Żadna z 53 prac nadesłanych do Ratusza nie przypadła do gustu komisji konkursowej. Jej członkowie byli jednomyślni: nie ma z czego wybierać.
Konkurs został ogłoszony w połowie czerwca tego roku. Ratusz bardzo dokładnie określił, jakie warunki ma spełniać nowe logo i hasło. Nowe symbole Lublina miały sprawić, że mieszkańcy innych części Polski zaczną sobie wyobrażać nasze miasto jako żonatego 30-latka marzącego o dwójce dzieci, mieszkającego w nowym apartamencie, jeżdżącego niemieckim autem i czytujący książki Marka Hłaski.
Zwycięzca miał zgarnąć 15 tys. złotych. Ale nie zgarnie, bo zwycięzcy nie ma, choć chętnych było sporo. 33 autorów nadesłało 53 prace.
- Żadna nie odpowiadała naszym wymaganiom - mówi Michał Krawczyk, szef Biura Marketingu Miasta. - Dlatego jednogłośnie uznaliśmy, że lepiej unieważnić konkurs, niż wybrać coś kiepskiego na wiele lat.
- Prace były słabe. To raczej wstępne szkice, niż gotowe projekty. Nieprofesjonalne, przekolorowane - wylicza Jan Gryka, prodziekan Wydziału Artystycznego UMCS, jeden z członków komisji konkursowej. - Przewijały się zabytki. Koziołki podobne do tego złożonego z kilku kresek, który był niedawno logo Lublina. Nie było niczego, co mogłoby funkcjonować przez wiele miesięcy. Koziołek jest już w herbie a logo powinno być takie, żeby można było je zestawić z herbem i żeby się to ze sobą nie kłóciło. Była też praca na której było widać kawałek Bramy Krakowskiej, czegoś tam i jeszcze czegoś. Przepraszam, ale to nie logo, to historyjka obrazkowa.
Miasto szuka już nowego twórcy. - Prowadzimy rozmowy z kilkoma ogólnopolskimi agencjami reklamowymi, które mają doświadczenie w takich zadaniach. Negocjujemy cenę i termin wykonania projektów - informuje Krawczyk. - Pewne jest, że chcemy by wszystko było gotowe nie później, niż w połowie września. Wykonawcę powinniśmy wybrać w ciągu najbliższych kilku dni.

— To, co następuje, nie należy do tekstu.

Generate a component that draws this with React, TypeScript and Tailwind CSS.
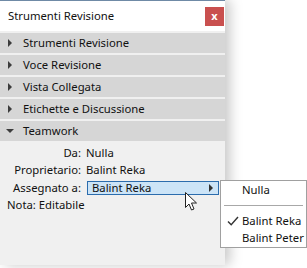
import React from 'react'

const sections = ['Strumenti Revisione', 'Voce Revisione', 'Vista Collegata', 'Etichette e Discussione']

function SectionHeader({ title, open }: { title: string; open?: boolean }) {
  return (
    <div className="h-[20px] mb-[2px] bg-[#d6d6d6] flex items-center">
      <div className="w-[23px] flex items-center justify-center pr-[3px]">
        {open ? (
          <span className="w-0 h-0 border-l-[4px] border-r-[4px] border-t-[4px] border-l-transparent border-r-transparent border-t-[#3c3c3c]" />
        ) : (
          <span className="w-0 h-0 border-t-[4px] border-b-[4px] border-l-[4px] border-t-transparent border-b-transparent border-l-[#3c3c3c]" />
        )}
      </div>
      <span>{title}</span>
    </div>
  )
}

function Row({ label, children }: { label: string; children: React.ReactNode }) {
  return (
    <div className="flex items-center h-[17px]">
      <div className="w-[81px] text-right">{label}</div>
      <div className="pl-[5px] flex-1">{children}</div>
    </div>
  )
}

export default function App() {
  return (
    <div
      className="relative w-[307px] h-[268px] bg-white text-[11.3px] text-[#111] overflow-hidden whitespace-nowrap"
      style={{ fontFamily: '"Noto Sans", "Open Sans", sans-serif' }}
    >
      {/* Panel */}
      <div className="w-[225px] h-[265px] bg-[#f0f0f0] border-t border-[#6f8aa6] shadow-[5px_0_12px_rgba(0,0,0,0.22)] flex flex-col">
        <div className="h-[30px] bg-white flex items-center justify-between pl-[8px] pr-[1px]">
          <span>Strumenti Revisione</span>
          <div className="w-[19px] h-[19px] bg-[#c9504f] text-white font-bold text-[11px] flex items-center justify-center leading-none pb-[2px]">
            x
          </div>
        </div>
        <div className="pt-[2px]">
          {sections.map((s) => (
            <SectionHeader key={s} title={s} />
          ))}
          <SectionHeader title="Teamwork" open />
        </div>

        <div className="pt-[2px]">
          <Row label="Da:">Nulla</Row>
          <Row label="Proprietario:">Balint Reka</Row>
          <div className="flex items-center h-[18px]">
            <div className="w-[81px] text-right">Assegnato a:</div>
            <div className="ml-[6px] w-[132px] h-[14px] border border-[#2b6cad] bg-[#cce4f7] flex items-center justify-between pl-[4px] pr-[5px]">
              <span className="leading-none">Balint Reka</span>
              <span className="w-0 h-0 border-t-[4px] border-b-[4px] border-l-[4px] border-t-transparent border-b-transparent border-l-[#333]" />
            </div>
          </div>
          <div className="h-[17px] pl-[7px] flex items-center">Nota: Editabile</div>
        </div>
      </div>

      {/* Popup menu */}
      <div className="absolute left-[220px] top-[180px] w-[87px] h-[68px] bg-white border border-[#a0a0a0]">
        <div className="h-[19px] pl-[21px] flex items-center">Nulla</div>
        <div className="mx-[3px] mt-[5px] mb-[6px] h-px bg-[#a8a8a8]" />
        <div className="h-[18px] flex items-center">
          <svg className="ml-[6px] mr-[3px] shrink-0" width="12" height="12" viewBox="0 0 12 12">
            <path d="M1 6.5 L4.2 9.8 L11 2" fill="none" stroke="#333" strokeWidth="1.4" />
          </svg>
          <span>Balint Reka</span>
        </div>
        <div className="h-[17px] pl-[21px] flex items-center">Balint Peter</div>
      </div>

      {/* Cursor */}
      <svg className="absolute left-[185px] top-[192px]" width="13" height="20" viewBox="0 0 13 20">
        <path
          d="M0.5 0.5 L0.5 15.5 L4 12 L6.5 18 L9 17 L6.5 11 L11.5 11 Z"
          fill="white"
          stroke="#222"
          strokeWidth="1"
          strokeLinejoin="round"
        />
      </svg>
    </div>
  )
}
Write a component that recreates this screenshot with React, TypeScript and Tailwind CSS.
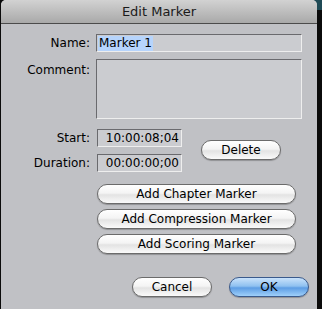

Jesienią nowe logo i hasło ma trafić na gadżety promocyjne. Jakie? Biuro Marketingu Miasta ustali to dopiero wtedy zobaczy nowe symbole. Krawczyk zapewnia jednak, że nie będą to rzeczy standardowe. Później hasło i logo miasta ma być wykorzystane w ogólnopolskiej kampanii reklamowej w mediach, także elektronicznych. Nie ma też decyzji, czy kampania będzie jedna, czy też dwie niezależne: pierwsza reklamująca samo miasto i druga wspierająca kandydaturę Lublina do tytułu Europejskiej Stolicy Kultury w 2016 r.